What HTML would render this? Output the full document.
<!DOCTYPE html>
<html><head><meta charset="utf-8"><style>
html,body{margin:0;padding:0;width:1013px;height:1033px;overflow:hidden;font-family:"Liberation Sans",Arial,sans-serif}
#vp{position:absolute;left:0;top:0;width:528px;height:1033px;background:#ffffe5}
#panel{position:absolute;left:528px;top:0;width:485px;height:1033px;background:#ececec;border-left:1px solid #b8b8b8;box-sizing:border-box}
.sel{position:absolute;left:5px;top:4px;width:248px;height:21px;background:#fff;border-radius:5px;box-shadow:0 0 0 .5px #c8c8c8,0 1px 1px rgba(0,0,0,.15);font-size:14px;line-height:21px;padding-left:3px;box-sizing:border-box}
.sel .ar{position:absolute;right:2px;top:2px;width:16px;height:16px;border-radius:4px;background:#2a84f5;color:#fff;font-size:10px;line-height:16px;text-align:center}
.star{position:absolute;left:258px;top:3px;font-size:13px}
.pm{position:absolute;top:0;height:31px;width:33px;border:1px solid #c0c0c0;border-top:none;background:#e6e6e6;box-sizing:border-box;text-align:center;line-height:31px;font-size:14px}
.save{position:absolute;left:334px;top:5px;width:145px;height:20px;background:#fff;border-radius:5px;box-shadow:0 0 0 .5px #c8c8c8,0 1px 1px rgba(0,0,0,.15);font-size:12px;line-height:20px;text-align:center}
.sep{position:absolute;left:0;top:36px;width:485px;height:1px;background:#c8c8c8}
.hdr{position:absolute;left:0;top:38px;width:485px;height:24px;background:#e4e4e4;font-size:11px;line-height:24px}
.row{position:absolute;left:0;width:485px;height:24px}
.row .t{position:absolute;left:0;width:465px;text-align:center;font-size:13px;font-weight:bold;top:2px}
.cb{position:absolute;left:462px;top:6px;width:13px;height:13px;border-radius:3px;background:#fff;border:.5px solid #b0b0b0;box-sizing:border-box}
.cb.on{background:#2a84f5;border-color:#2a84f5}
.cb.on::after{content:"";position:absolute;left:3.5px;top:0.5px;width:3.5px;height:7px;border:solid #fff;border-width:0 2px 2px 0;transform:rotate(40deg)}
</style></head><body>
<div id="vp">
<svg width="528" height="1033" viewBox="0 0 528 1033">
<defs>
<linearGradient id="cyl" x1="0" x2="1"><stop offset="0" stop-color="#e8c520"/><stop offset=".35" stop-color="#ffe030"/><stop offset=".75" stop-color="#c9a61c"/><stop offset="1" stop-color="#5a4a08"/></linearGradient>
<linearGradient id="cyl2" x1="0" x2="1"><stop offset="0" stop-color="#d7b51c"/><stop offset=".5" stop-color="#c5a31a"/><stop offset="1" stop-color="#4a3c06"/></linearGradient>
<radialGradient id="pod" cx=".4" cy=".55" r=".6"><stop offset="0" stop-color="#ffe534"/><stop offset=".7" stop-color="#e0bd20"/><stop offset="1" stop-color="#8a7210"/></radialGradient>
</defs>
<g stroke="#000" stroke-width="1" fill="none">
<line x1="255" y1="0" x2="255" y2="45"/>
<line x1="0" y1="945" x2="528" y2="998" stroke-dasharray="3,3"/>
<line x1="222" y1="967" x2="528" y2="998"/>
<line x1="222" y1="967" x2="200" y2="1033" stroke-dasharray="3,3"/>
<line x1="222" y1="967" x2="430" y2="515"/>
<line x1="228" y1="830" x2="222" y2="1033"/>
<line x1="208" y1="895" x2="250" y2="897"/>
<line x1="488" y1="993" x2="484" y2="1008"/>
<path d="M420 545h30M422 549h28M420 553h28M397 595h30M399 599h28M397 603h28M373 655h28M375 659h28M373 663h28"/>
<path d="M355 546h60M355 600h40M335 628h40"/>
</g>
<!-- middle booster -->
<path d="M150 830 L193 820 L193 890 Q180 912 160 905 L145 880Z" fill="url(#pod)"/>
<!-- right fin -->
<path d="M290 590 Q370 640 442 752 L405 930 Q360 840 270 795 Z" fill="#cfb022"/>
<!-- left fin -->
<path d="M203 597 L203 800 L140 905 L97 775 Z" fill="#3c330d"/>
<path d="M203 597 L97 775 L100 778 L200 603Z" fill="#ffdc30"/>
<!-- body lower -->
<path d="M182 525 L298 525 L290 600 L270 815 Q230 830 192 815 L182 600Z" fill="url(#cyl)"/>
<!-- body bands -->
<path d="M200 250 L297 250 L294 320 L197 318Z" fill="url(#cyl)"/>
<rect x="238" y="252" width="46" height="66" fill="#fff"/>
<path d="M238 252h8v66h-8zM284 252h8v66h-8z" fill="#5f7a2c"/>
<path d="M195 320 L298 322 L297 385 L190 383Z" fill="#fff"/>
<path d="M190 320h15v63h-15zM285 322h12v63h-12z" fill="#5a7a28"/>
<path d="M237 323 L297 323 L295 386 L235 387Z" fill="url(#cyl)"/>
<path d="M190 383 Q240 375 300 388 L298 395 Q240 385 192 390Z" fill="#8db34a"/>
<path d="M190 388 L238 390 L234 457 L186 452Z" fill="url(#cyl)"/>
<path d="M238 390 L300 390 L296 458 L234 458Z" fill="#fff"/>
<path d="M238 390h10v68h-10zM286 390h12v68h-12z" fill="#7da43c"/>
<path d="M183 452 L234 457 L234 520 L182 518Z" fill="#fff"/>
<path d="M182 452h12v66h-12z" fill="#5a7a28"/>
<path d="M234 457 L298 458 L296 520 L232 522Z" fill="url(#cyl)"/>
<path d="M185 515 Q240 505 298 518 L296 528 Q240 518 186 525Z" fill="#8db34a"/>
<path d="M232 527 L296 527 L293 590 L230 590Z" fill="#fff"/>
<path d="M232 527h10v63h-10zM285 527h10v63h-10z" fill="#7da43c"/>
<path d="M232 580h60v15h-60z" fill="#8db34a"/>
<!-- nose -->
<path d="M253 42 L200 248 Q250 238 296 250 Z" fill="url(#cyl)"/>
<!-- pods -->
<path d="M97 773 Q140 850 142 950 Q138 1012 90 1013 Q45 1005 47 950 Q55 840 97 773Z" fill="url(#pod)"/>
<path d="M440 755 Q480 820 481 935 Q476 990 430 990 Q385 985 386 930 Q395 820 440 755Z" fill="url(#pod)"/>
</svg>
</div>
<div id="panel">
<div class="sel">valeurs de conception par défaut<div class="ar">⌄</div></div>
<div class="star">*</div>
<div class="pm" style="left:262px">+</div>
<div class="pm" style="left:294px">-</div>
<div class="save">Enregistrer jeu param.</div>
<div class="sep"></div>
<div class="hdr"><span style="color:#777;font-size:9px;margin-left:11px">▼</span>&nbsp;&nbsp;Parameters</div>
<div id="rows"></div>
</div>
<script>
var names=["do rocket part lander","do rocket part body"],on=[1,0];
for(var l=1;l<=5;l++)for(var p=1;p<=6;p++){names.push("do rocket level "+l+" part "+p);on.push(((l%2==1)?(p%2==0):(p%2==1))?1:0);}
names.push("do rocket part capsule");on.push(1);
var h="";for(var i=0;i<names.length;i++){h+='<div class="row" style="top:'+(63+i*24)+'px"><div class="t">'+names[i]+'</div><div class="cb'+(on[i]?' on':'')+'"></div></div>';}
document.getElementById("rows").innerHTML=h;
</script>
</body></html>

## WHAT YOU HAVE TO DO
Where a line above includes "document", copy that line.

## THE SOLUTION
What HTML would render this? Output the full document.
document.getElementById("rows").innerHTML=h;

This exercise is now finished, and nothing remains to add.